Feline Life Stage Guidelines:
Caring for Senior Cats
As cats get older, they need more support and care from their owners. Senior cats have specific requirements that need to be met – we have outlined these below.
How to Care for Senior Cats
According to feline life stage guidelines, senior cats are those that are more than ten years old. The following are some of the most important discussions that should take place regarding care.
Regularly, cats have an annual examination where health problems are discussed, and cats are examined for any potential illnesses or problems. However, senior cats are more fragile and require a physical examination every six months.
Because they are aging, senior cats are more likely to develop oral and cardiorespiratory diseases. Therefore, vets will prioritize abdominal, musculoskeletal, ophthalmic, and oral examinations and focus on the thyroid gland and kidney palpitation. Pain assessment is also an essential step in the process and ensures that your senior cat’s quality of life does not significantly decline.
As mature adult cats become senior cats, their habits may change. Changes in grooming, mobility, appetite, hydration, nocturnal activity and vocalization are important to discuss. Additionally, signs of cognitive decline, changes in vision, and problems such as vomiting, polyuria, diarrhea, and polydipsia should be reviewed.
Nutrition and Weight
At this stage in their lives, cats may gain or lose weight. This is tracked and carefully considered in case it is symptomatic of any disease. Feeding still depends on ideal BCS and MCS, but therapeutic diets may be considered if there are concerns about weight.
Environment and Behavioral Care
Mobility decreases as cats age, and senior cats may require a different environment than they did when they were younger. These include accessibility in terms of stairs and litter boxes and comfort in terms of a different diet or bedding. In addition to monitoring their cognitive function, it’s essential to discuss behavioral changes with specialists. Cat owners tend to assign behavioral changes to age, but these may be symptoms of a bigger problem.
Elimination and Hygiene
As with mature cats, senior cats may not be as mobile as they used to be. Accommodations have to be made regarding hygiene and elimination so that senior cats can easily use their litter boxes. Diseases like DJD may require adjusting both the size and location of the litter box so that it is easier to access.
Aging cats are more likely to develop oral tumors and dental disease. Dental care becomes essential in order to prevent a decrease in quality of life since some problems leave cats unable to eat. After a detailed dental examination, owners should discuss proper care instructions and home treatment.

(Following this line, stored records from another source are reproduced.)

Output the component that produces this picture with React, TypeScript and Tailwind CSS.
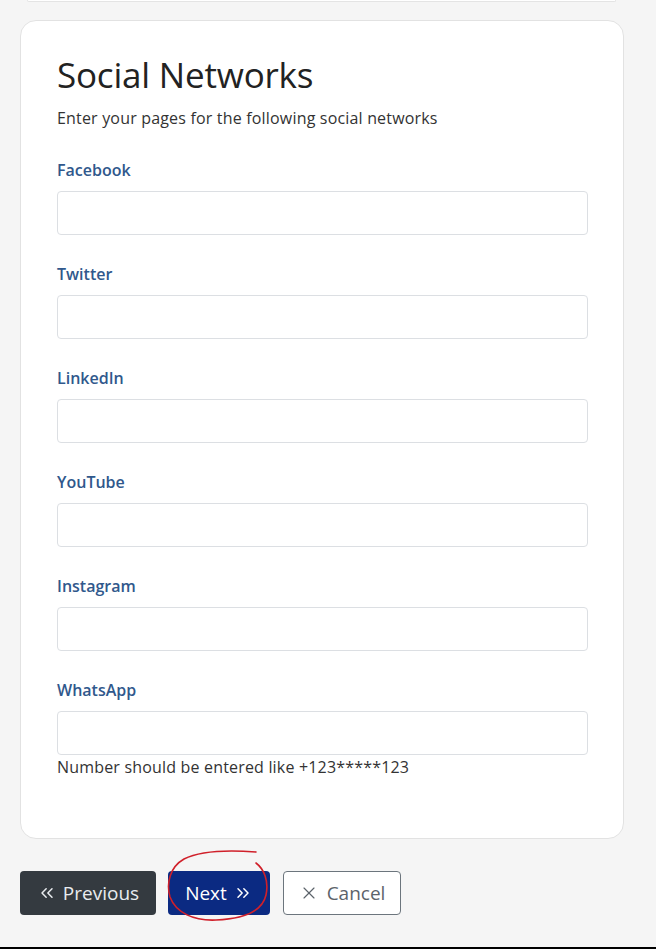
import React from "react";
import { ChevronsLeft, ChevronsRight, X } from "lucide-react";

const fields = ["Facebook", "Twitter", "LinkedIn", "YouTube", "Instagram", "WhatsApp"];

export default function App() {
  return (
    <div className="min-h-[949px] bg-[#f5f5f5] font-['Open_Sans',sans-serif] flex flex-col">
      {/* bottom of the previous card, scrolled off */}
      <div className="mx-[27px] w-[589px] h-[2px] bg-white border-b border-x border-[#e4e4e4] rounded-b-md" />

      <div className="mx-5 mt-[18px] w-[604px] bg-white border border-[#e2e2e2] rounded-2xl pl-9 pr-[35px] pt-[34px] pb-[60px]">
        <h2 className="text-[35px] leading-10 text-[#222] font-normal tracking-[-0.2px]">Social Networks</h2>
        <p className="mt-3 text-[16px] leading-[22px] text-[#333] tracking-[0.18px]">
          Enter your pages for the following social networks
        </p>

        <div className="mt-[30px]">
          {fields.map((name, i) => (
            <div key={name} className={i < fields.length - 1 ? "mb-[28px]" : ""}>
              <label className="block text-[16px] leading-[22px] font-semibold text-[#30588c]">{name}</label>
              <input
                type="text"
                className="mt-[10px] block w-full h-11 rounded border border-[#dcdfe3] bg-white px-3 outline-none"
              />
            </div>
          ))}
          <div className="text-[16px] leading-[22px] text-[#333] mt-px tracking-[0.18px]">
            Number should be entered like +123*****123
          </div>
        </div>
      </div>

      <div className="relative flex items-center gap-3 px-5 pt-[32px] pb-[32px]">
        <button className="h-11 w-[136px] rounded bg-[#343a40] text-[#e9ecef] text-[19px] flex items-center justify-center gap-1.5">
          <ChevronsLeft size={20} strokeWidth={1.8} />
          Previous
        </button>
        <button className="h-11 w-[102px] rounded bg-[#0b2a82] text-white text-[19px] flex items-center justify-center gap-1.5">
          Next
          <ChevronsRight size={20} strokeWidth={1.8} />
        </button>
        <button className="h-11 w-[118px] ml-px rounded border border-[#6c757d] bg-white text-[#5c636a] text-[19px] flex items-center justify-center gap-2">
          <X size={20} strokeWidth={1.4} />
          Cancel
        </button>

        {/* red hand-drawn annotation */}
        <svg
          className="absolute left-[160px] top-[8px] pointer-events-none"
          width="120"
          height="80"
          viewBox="0 0 120 80"
          fill="none"
        >
          <path
            d="M96 5 C70 3 40 4 24 12 C10 20 6 36 10 50 C16 66 34 74 56 73 C80 72 102 66 106 48 C109 34 104 22 96 16"
            stroke="#d0202a"
            strokeWidth="1.6"
            strokeLinecap="round"
          />
        </svg>
      </div>

      <div className="h-[2px] bg-black" />
    </div>
  );
}
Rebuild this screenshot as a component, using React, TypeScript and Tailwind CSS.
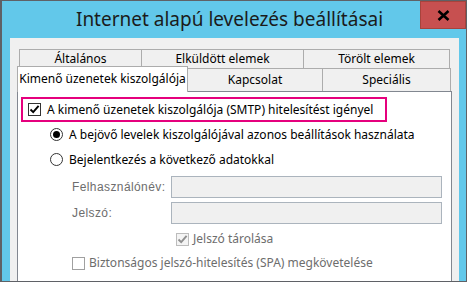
import React from 'react'

// Small Win8-style form controls
const CheckBox = ({ checked = false, disabled = false }: { checked?: boolean; disabled?: boolean }) => (
  <span
    className={`flex h-[13px] w-[13px] shrink-0 items-center justify-center border ${
      disabled ? 'border-[#bcbcbc] bg-[#f4f4f4]' : 'border-[#333333] bg-white'
    }`}
  >
    {checked && (
      <svg width="11" height="11" viewBox="0 0 11 11">
        <path
          d="M1.5 5.5 L4.2 8.2 L9.6 1.8"
          fill="none"
          stroke={disabled ? '#8f8f8f' : '#000'}
          strokeWidth="1.9"
        />
      </svg>
    )}
  </span>
)

const Radio = ({ checked = false }: { checked?: boolean }) => (
  <span className="flex h-[13px] w-[13px] shrink-0 items-center justify-center rounded-full border border-[#333333] bg-white">
    {checked && <span className="h-[7px] w-[7px] rounded-full bg-black" />}
  </span>
)

const font = "font-['Noto_Sans','Liberation_Sans',sans-serif]"

export default function App() {
  return (
    <div
      className={`flex h-[282px] w-[467px] flex-col overflow-hidden border-y border-l-2 border-r border-[#5f6166] bg-[#62c8ea] pl-2 pr-[7px] ${font}`}
    >
      {/* Title bar */}
      <div className="relative flex h-[37px] shrink-0 items-center justify-center">
        <span className="-ml-[10px] pb-[1px] text-[19px] text-[#1b1b1b]">Internet alapú levelezés beállításai</span>
        <div className="absolute -right-[7px] top-0 flex h-[28px] w-[46px] items-center justify-center border border-[#a7433c] bg-[#c75050]">
          <svg width="13" height="11" viewBox="0 0 13 11">
            <path d="M1.5 1 L11.5 10 M11.5 1 L1.5 10" stroke="#000" strokeWidth="2.6" />
          </svg>
        </div>
      </div>

      {/* Client area */}
      <div className="flex flex-1 flex-col bg-[#f0f0f0] pl-[7px] pt-[11px] text-[12px] text-black">
        {/* Back tab row */}
        <div className="ml-[2px] flex h-[19px]">
          <div className="flex w-[122px] items-center justify-center border-l border-t border-[#acacac] bg-[#f0f0f0]">Általános</div>
          <div className="flex w-[162px] items-center justify-center border-l border-t border-[#acacac] bg-[#f0f0f0]">Elküldött elemek</div>
          <div className="flex w-[147px] items-center justify-center border-x border-t border-[#acacac] bg-[#f0f0f0]">Törölt elemek</div>
        </div>

        {/* Front tab row */}
        <div className="-mt-[2px] flex h-[25px] items-end">
          <div className="relative z-10 -mb-px flex h-[26px] w-[171px] items-center justify-center border-x border-t border-[#acacac] bg-white pb-[2px]">
            Kimenő üzenetek kiszolgálója
          </div>
          <div className="flex h-[23px] w-[135px] items-center justify-center border-r border-t border-[#acacac] bg-[#f0f0f0]">Kapcsolat</div>
          <div className="flex h-[23px] w-[128px] items-center justify-center border-r border-t border-[#acacac] bg-[#f0f0f0]">Speciális</div>
        </div>

        {/* Tab page */}
        <div className="flex w-[435px] flex-1 flex-col border-x border-t border-[#828790] bg-white pt-[5px]">
          <div className="ml-[3px] flex h-[25px] w-[366px] items-center gap-[6px] border-2 border-[#e5007d] pl-[5px]">
            <CheckBox checked />
            <span>A kimenő üzenetek kiszolgálója (SMTP) hitelesítést igényel</span>
          </div>

          <div className="ml-[32px] flex h-[25px] items-center gap-[6px]">
            <Radio checked />
            <span>A bejövő levelek kiszolgálójával azonos beállítások használata</span>
          </div>
          <div className="ml-[32px] flex h-[25px] items-center gap-[6px]">
            <Radio />
            <span>Bejelentkezés a következő adatokkal</span>
          </div>

          <div className="mt-[4px] flex h-[22px] items-center">
            <span className="ml-[54px] w-[99px] font-['Liberation_Sans',sans-serif] tracking-[0.4px] text-[#6d6d6d]">Felhasználónév:</span>
            <div className="h-full w-[271px] border border-[#abb4bd] bg-[#f0f0f0]" />
          </div>
          <div className="mt-[4px] flex h-[22px] items-center">
            <span className="ml-[54px] w-[99px] font-['Liberation_Sans',sans-serif] tracking-[0.4px] text-[#6d6d6d]">Jelszó:</span>
            <div className="h-full w-[271px] border border-[#abb4bd] bg-[#f0f0f0]" />
          </div>

          <div className="ml-[158px] mt-[3px] flex h-[24px] items-center gap-[4px] text-[#6d6d6d]">
            <CheckBox checked disabled />
            <span>Jelszó tárolása</span>
          </div>
          <div className="ml-[54px] flex h-[24px] items-center gap-[4px] text-[#6d6d6d]">
            <span className="flex h-[13px] w-[13px] shrink-0 border border-[#a0a0a0] bg-white" />
            <span>Biztonságos jelszó-hitelesítés (SPA) megkövetelése</span>
          </div>
        </div>
      </div>
    </div>
  )
}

As with all cats, seniors can also fall victim to parasitic infections, depending on risk factors such as location, lifestyle, and travel. Visits may also include fecal examinations and discussions of tick control.
FCV, FHV-1, FPV, and rabies vaccines are the core vaccines for senior cats. However, vaccinating senior cats depends on risk assessment after carefully examining their overall health. The FeLV vaccine may be administered based on risk assessment but is not considered a core vaccine for senior cats.